What might this mean? Well, not only are we exhibitionists (consult your national TV listings), we are also voyeurs, greedily consuming and exchanging information about what we like. There’s entertainment value, certainly, in reading one of the “most emailed stories” that catches your fancy, but there’s also a certain delight in reading the top ten list itself – even if you have no interest in nine of those stories. Far from simple navel gazing, the drive to understand what our social group cares about is actually something worth knowing. It’s a survival instinct, no doubt, to understand what the club thinks is cool . . . especially if you’re a member of the out-group. Although we usually suggest it’s a guilty pleasure, I would argue that our seemingly insatiable interest in the pop culture zeitgeist is worth satisfying.

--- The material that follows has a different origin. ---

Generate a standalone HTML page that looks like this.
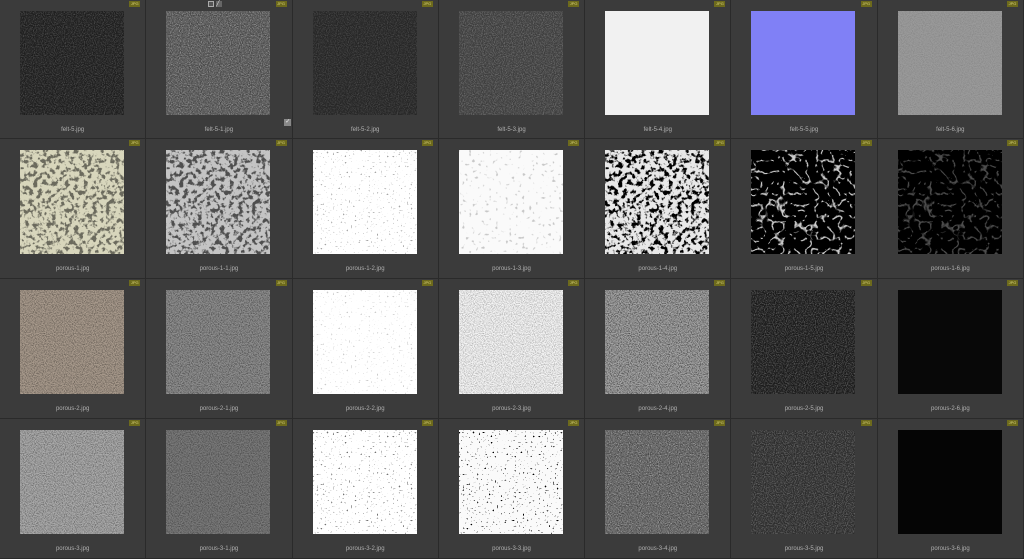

Of course, our mission at the Lear Center is to understand precisely this, how it is that entertainment and leisure, the stuff we do when it doesn’t matter what we’re doing, affects us in profound ways. As a media researcher, I want to make substantiated claims about how people are consuming popular culture and the significance of that activity. That means I have a ravenous appetite for any information about audiences that I can find – ratings, focus group data, social science experiments, survey results – but most of this research is proprietary and very expensive to purchase. This is miserable news for academics who want to try their hand at entertainment studies, but it certainly increases the pleasure of the hunt. Just like the marketers who commission most of this research, I too am trying to find the key to unlock the mind of the consumer, the voter, the TV watcher, the Web site visitor. Though I’m not trying to sell a product, I am there, hot on their trail, surveilling them to the best of my ability and trying to figure out what it all means.